● Problem to solve:
Comb through the entries for "this" and pull out each line that holds it.

§ §

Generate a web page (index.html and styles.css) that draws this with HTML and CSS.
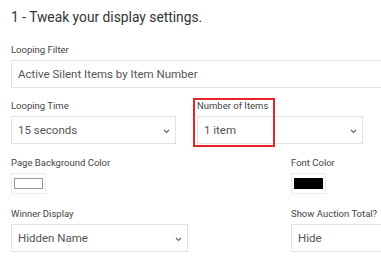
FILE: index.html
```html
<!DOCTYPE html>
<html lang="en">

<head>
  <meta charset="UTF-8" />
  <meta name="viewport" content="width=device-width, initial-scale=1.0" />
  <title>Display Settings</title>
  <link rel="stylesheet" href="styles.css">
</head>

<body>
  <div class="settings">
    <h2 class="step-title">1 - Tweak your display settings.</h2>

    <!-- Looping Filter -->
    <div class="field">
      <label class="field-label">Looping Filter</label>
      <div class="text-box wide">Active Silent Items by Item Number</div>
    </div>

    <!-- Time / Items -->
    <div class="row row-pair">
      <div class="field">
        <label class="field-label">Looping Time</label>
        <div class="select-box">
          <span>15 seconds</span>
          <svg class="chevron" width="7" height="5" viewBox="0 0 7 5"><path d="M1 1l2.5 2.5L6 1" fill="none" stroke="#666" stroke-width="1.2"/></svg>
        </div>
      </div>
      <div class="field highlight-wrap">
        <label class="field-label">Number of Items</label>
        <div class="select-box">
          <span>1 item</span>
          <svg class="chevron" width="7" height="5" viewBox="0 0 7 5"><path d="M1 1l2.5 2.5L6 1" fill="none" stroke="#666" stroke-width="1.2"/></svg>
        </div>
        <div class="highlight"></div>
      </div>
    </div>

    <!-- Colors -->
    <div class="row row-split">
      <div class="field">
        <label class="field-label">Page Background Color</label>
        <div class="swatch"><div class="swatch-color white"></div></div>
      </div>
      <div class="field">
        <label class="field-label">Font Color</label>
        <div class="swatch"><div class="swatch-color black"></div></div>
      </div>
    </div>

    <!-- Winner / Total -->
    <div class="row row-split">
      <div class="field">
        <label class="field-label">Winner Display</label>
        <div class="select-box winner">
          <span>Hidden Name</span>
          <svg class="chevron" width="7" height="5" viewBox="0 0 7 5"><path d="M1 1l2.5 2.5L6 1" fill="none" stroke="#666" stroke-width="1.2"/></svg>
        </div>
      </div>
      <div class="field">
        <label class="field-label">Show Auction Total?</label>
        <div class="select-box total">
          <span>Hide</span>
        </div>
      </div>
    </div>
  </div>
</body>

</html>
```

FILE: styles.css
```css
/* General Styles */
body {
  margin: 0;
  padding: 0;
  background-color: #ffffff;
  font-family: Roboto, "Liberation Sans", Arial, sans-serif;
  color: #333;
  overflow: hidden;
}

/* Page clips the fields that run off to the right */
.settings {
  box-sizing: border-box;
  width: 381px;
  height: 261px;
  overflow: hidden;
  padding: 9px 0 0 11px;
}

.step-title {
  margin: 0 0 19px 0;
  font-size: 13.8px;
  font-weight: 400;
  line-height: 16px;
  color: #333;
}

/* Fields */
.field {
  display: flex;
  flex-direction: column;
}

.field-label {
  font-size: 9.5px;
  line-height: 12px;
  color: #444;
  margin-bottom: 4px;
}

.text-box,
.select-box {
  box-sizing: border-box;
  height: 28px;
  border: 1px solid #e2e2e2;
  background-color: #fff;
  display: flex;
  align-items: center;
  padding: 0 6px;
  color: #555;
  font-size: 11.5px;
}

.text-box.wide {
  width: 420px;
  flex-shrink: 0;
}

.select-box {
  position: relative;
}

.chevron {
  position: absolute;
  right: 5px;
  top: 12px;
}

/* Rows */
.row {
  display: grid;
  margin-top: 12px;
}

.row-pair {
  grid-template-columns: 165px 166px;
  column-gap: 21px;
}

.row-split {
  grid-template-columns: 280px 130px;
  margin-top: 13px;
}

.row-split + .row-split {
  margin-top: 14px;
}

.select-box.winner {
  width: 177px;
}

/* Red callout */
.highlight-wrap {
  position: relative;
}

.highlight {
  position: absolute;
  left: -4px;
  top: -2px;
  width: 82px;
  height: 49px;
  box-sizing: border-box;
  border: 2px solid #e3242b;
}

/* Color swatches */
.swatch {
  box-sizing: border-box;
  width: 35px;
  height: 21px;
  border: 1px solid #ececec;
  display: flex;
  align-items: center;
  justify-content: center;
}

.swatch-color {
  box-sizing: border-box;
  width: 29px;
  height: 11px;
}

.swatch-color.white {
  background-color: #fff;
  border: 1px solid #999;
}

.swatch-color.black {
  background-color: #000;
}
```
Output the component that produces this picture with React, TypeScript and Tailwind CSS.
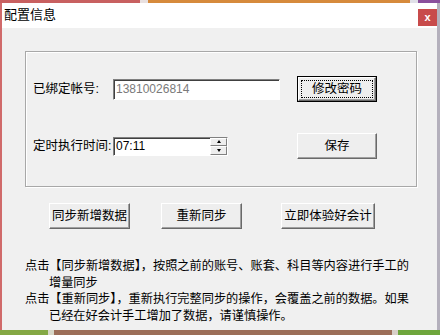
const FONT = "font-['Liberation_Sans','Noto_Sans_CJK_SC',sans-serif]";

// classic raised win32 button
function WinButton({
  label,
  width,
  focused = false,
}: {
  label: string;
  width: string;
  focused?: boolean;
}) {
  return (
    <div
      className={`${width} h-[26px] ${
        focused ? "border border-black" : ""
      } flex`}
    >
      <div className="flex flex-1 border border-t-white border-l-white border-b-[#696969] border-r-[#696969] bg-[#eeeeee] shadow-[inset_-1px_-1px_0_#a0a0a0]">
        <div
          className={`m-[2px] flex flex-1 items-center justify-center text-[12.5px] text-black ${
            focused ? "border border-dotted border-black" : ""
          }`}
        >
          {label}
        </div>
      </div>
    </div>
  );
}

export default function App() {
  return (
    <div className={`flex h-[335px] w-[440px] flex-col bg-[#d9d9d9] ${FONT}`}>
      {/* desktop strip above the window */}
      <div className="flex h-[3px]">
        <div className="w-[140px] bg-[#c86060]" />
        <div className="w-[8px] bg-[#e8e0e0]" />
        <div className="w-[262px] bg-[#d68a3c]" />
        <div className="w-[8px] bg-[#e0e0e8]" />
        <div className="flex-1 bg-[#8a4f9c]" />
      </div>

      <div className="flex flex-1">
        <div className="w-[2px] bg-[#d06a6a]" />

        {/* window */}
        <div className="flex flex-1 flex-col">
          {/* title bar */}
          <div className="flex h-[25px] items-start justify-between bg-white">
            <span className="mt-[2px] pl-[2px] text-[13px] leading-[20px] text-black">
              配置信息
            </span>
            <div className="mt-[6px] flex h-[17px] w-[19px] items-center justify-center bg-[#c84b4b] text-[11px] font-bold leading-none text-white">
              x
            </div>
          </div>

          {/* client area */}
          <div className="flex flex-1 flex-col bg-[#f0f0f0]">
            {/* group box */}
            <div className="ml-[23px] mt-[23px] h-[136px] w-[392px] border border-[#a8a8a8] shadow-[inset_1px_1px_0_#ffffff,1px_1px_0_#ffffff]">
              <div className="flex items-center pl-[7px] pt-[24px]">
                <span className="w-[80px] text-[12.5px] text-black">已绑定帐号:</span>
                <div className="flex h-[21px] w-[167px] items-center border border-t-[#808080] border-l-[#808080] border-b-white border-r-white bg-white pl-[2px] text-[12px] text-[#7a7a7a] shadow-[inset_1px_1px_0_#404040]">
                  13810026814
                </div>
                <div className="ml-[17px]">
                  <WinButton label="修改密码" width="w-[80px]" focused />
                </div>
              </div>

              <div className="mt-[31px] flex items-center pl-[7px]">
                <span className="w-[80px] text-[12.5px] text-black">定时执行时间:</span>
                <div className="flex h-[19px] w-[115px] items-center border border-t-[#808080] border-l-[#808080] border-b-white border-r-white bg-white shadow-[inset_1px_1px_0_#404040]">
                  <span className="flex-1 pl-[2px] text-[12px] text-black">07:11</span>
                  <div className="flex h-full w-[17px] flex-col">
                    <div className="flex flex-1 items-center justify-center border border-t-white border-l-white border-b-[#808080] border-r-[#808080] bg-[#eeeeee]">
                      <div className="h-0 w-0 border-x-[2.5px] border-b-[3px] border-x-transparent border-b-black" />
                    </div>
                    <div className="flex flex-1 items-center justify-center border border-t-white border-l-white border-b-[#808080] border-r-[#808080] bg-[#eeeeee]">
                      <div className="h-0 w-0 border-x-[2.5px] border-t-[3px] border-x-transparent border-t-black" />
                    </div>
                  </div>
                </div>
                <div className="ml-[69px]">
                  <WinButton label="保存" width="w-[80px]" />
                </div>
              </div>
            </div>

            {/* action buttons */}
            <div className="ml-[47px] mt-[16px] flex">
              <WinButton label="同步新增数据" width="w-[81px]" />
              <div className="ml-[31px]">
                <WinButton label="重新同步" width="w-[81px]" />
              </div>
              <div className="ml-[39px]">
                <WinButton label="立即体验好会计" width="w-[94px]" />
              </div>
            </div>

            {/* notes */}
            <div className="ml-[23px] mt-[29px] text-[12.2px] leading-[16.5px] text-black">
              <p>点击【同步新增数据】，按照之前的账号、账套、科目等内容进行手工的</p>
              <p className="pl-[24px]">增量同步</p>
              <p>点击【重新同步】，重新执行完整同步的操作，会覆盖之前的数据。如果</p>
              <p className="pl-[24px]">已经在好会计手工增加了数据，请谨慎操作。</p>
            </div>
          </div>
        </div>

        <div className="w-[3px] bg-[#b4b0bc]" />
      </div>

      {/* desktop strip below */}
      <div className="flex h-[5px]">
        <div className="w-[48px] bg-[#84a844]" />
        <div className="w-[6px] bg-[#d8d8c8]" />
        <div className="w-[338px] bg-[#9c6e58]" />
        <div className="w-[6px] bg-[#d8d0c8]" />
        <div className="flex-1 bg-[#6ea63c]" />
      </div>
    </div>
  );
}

§ §

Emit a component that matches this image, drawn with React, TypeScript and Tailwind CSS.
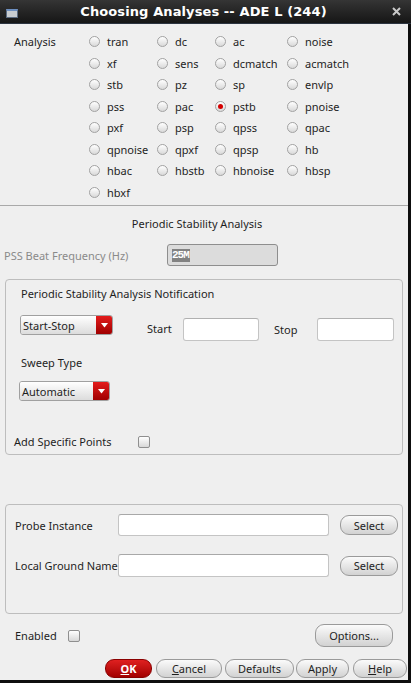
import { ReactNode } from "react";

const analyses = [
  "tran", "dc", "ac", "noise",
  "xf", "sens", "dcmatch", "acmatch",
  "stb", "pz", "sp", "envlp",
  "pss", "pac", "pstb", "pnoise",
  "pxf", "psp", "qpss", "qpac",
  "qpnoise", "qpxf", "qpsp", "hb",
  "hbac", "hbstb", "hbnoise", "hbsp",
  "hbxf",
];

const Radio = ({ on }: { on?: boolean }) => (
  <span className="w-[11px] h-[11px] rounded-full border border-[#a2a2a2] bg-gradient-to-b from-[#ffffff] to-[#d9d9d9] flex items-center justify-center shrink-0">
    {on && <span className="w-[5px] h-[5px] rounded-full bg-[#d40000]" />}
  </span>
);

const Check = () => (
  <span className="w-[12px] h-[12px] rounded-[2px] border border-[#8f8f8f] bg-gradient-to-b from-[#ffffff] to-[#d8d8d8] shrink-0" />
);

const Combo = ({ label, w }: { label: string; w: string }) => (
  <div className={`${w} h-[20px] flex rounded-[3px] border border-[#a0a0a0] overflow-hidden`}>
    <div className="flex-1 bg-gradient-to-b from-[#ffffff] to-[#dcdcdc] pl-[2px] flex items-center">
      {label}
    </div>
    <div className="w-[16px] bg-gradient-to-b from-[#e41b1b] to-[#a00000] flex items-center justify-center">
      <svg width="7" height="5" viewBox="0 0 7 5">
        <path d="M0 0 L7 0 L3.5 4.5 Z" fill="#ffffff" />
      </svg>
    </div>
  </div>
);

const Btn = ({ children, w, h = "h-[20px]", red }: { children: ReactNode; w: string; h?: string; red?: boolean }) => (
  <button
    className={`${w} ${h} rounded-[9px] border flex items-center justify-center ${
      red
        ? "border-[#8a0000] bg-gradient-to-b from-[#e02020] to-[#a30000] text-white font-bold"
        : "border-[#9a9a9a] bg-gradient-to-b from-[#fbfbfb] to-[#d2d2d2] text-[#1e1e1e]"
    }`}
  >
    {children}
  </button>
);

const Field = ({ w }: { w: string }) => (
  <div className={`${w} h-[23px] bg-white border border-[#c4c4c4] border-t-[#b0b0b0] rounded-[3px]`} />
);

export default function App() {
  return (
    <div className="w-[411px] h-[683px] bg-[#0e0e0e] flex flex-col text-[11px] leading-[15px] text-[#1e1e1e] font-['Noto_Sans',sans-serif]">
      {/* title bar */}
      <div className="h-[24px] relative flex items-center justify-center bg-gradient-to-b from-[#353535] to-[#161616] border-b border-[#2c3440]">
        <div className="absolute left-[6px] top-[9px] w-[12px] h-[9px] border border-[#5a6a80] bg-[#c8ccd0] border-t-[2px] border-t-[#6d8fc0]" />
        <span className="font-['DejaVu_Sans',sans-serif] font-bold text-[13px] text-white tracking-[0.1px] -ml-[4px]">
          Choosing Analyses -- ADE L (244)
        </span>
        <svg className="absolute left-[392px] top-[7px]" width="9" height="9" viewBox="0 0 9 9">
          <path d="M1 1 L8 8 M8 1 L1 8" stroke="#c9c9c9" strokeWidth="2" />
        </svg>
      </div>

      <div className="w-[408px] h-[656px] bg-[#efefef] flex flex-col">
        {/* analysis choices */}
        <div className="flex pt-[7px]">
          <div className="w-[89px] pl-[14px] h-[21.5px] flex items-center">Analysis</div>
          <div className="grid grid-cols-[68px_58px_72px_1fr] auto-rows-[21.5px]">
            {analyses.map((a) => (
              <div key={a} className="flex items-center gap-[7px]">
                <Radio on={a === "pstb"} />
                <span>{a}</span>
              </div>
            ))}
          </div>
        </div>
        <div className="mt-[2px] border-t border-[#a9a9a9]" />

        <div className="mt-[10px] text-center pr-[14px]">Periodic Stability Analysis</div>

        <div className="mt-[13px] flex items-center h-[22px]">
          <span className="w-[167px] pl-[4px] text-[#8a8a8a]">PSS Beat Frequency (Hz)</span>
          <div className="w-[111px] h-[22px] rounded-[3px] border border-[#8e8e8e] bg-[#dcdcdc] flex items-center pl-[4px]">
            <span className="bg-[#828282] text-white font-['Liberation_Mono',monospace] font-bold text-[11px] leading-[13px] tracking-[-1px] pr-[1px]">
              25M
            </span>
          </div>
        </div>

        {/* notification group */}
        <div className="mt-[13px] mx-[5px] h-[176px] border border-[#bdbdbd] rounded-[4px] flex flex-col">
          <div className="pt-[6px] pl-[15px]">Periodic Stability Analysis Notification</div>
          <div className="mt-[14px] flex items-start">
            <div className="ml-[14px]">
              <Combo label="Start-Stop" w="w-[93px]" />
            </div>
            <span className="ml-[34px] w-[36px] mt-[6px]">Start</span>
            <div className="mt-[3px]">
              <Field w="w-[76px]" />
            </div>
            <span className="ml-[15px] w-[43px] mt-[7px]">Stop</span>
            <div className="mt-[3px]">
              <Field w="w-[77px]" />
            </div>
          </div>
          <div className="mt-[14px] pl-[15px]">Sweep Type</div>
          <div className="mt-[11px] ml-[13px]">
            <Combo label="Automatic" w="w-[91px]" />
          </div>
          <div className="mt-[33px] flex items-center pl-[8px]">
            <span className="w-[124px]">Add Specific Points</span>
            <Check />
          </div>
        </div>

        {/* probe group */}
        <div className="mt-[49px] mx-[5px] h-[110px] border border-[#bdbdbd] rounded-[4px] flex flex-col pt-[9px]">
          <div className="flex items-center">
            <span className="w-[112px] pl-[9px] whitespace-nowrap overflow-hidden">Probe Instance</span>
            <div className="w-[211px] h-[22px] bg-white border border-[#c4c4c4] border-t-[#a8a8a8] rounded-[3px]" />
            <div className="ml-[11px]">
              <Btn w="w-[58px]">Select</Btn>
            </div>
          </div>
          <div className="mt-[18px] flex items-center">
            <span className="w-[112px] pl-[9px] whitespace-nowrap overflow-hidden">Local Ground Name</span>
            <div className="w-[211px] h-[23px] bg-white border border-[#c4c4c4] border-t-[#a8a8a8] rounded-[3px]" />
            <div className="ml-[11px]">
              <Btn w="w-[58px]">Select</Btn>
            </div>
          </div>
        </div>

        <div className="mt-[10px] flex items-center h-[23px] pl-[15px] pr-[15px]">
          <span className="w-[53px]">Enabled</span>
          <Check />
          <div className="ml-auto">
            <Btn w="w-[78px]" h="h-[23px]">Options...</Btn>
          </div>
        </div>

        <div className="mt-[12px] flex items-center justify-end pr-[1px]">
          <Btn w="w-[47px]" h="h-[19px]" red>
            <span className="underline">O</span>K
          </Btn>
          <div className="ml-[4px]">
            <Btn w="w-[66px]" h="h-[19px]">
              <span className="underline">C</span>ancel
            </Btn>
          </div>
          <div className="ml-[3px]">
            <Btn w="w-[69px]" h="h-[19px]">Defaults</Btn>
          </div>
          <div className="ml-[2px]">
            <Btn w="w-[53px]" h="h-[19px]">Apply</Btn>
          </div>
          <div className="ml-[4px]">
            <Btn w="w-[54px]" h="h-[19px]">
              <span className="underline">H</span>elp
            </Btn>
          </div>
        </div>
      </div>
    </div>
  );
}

§ §

● Problem solution:
Generate a web page (index.html and styles.css) that draws this with HTML and CSS.
Output the component that produces this picture with React, TypeScript and Tailwind CSS.
Emit a component that matches this image, drawn with React, TypeScript and Tailwind CSS.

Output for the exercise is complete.